Carrie is right. Old miracles ARE great to hear about too!
Come to think of it, from the widow woman with the jug of oil in the 8th Century B.C. to the boy with five loaves and two fish during Jesus’s time on earth, every single miracle in the Bible is old, but they have timeless power to build faith.
Paul’s two-thousand-year-old testimony to the Philippians encourages me to this day.
I know what it is to be in need, and I know what it is to have plenty. I have learned the secret of being content in any and every situation, whether well fed or hungry, whether living in plenty or in want. I can do all this through him who gives me strength. Yet it was good of you to share in my troubles… I have received full payment and have more than enough. I am amply supplied… And my God will meet all your needs according to the riches of his glory in Christ Jesus. To our God and Father be glory for ever and ever. Amen.

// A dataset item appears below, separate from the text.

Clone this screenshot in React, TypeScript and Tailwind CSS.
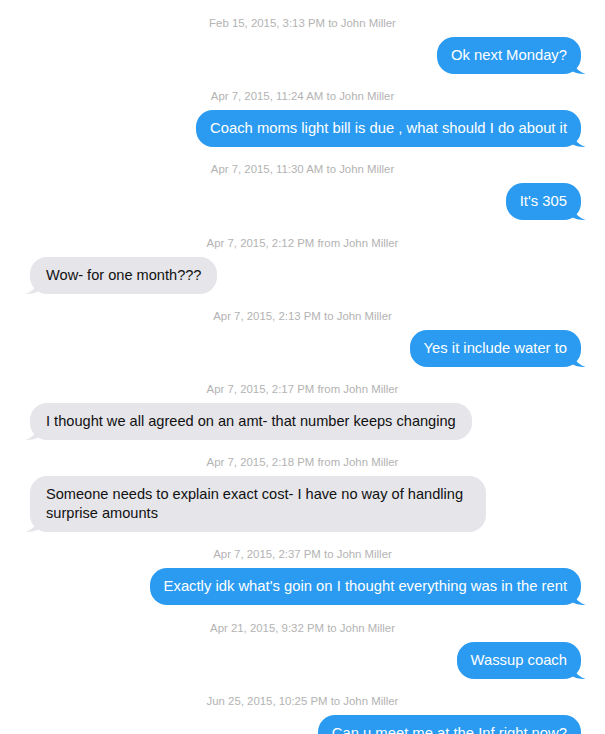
import React from "react";

type Msg = {
  time: string;
  text: string;
  fromMe: boolean;
};

const messages: Msg[] = [
  { time: "Feb 15, 2015, 3:13 PM to John Miller", text: "Ok next Monday?", fromMe: true },
  {
    time: "Apr 7, 2015, 11:24 AM to John Miller",
    text: "Coach moms light bill is due , what should I do about it",
    fromMe: true,
  },
  { time: "Apr 7, 2015, 11:30 AM to John Miller", text: "It's 305", fromMe: true },
  { time: "Apr 7, 2015, 2:12 PM from John Miller", text: "Wow- for one month???", fromMe: false },
  { time: "Apr 7, 2015, 2:13 PM to John Miller", text: "Yes it include water to", fromMe: true },
  {
    time: "Apr 7, 2015, 2:17 PM from John Miller",
    text: "I thought we all agreed on an amt- that number keeps changing",
    fromMe: false,
  },
  {
    time: "Apr 7, 2015, 2:18 PM from John Miller",
    text: "Someone needs to explain exact cost- I have no way of handling surprise amounts",
    fromMe: false,
  },
  {
    time: "Apr 7, 2015, 2:37 PM to John Miller",
    text: "Exactly idk what's goin on I thought everything was in the rent",
    fromMe: true,
  },
  { time: "Apr 21, 2015, 9:32 PM to John Miller", text: "Wassup coach", fromMe: true },
  {
    time: "Jun 25, 2015, 10:25 PM to John Miller",
    text: "Can u meet me at the Inf right now?",
    fromMe: true,
  },
];

function Tail({ fromMe }: { fromMe: boolean }) {
  // little curled tail at the bottom corner of the bubble
  if (fromMe) {
    return (
      <svg
        className="absolute bottom-0 right-[-5px]"
        width="14"
        height="16"
        viewBox="0 0 14 16"
      >
        <path d="M0 0 C2 8 5 13 13.5 16 C7 16 3 15 0 13 Z" fill="#2a9bf1" />
      </svg>
    );
  }
  return (
    <svg
      className="absolute bottom-0 left-[-5px]"
      width="14"
      height="16"
      viewBox="0 0 14 16"
    >
      <path d="M14 0 C12 8 9 13 0.5 16 C7 16 11 15 14 13 Z" fill="#e5e5ea" />
    </svg>
  );
}

function Bubble({ msg }: { msg: Msg }) {
  const blue = msg.fromMe;
  return (
    <div className={blue ? "flex justify-end pr-[24px] pl-[60px]" : "flex justify-start pl-[30px] pr-[60px]"}>
      <div
        className={
          blue
            ? "relative max-w-[460px] rounded-[17px] bg-[#2a9bf1] px-[14px] py-[9px] text-[14.8px] leading-[19px] text-white"
            : "relative max-w-[456px] rounded-[17px] bg-[#e5e5ea] px-[16px] py-[9px] text-[14.6px] leading-[19px] text-[#111]"
        }
      >
        <Tail fromMe={blue} />
        <span className="relative">{msg.text}</span>
      </div>
    </div>
  );
}

export default function App() {
  return (
    <div
      className="min-h-screen w-full bg-white pt-[16px] pb-10"
      style={{ fontFamily: '"Liberation Sans", Arial, Helvetica, sans-serif' }}
    >
      {messages.map((m, i) => (
        <div key={i} className="flex flex-col">
          <div className={i === 0 ? "text-center text-[11.4px] leading-[14px] text-[#b3b3b3]" : "mt-[15.2px] text-center text-[11.4px] leading-[14px] text-[#b3b3b3]"}>
            {m.time}
          </div>
          <div className="mt-[7px]">
            <Bubble msg={m} />
          </div>
        </div>
      ))}
    </div>
  );
}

— Philippians 4:12-20 (NIV)
Paul could assure the Philippian church that God would meet all their needs because he had witnessed God’s miraculous provision personally.
I’ve witnessed my own multiplication miracles more than once, but I still freak out when my supply runs low. Whenever I’m tempted to lose confidence in God’s ability to meet all my needs, it helps to build up my faith by recounting all the ways He has provided in the past. And then I pray, “Do it again, Lord. Do it again!”
Yup. Old miracles are great to hear about too!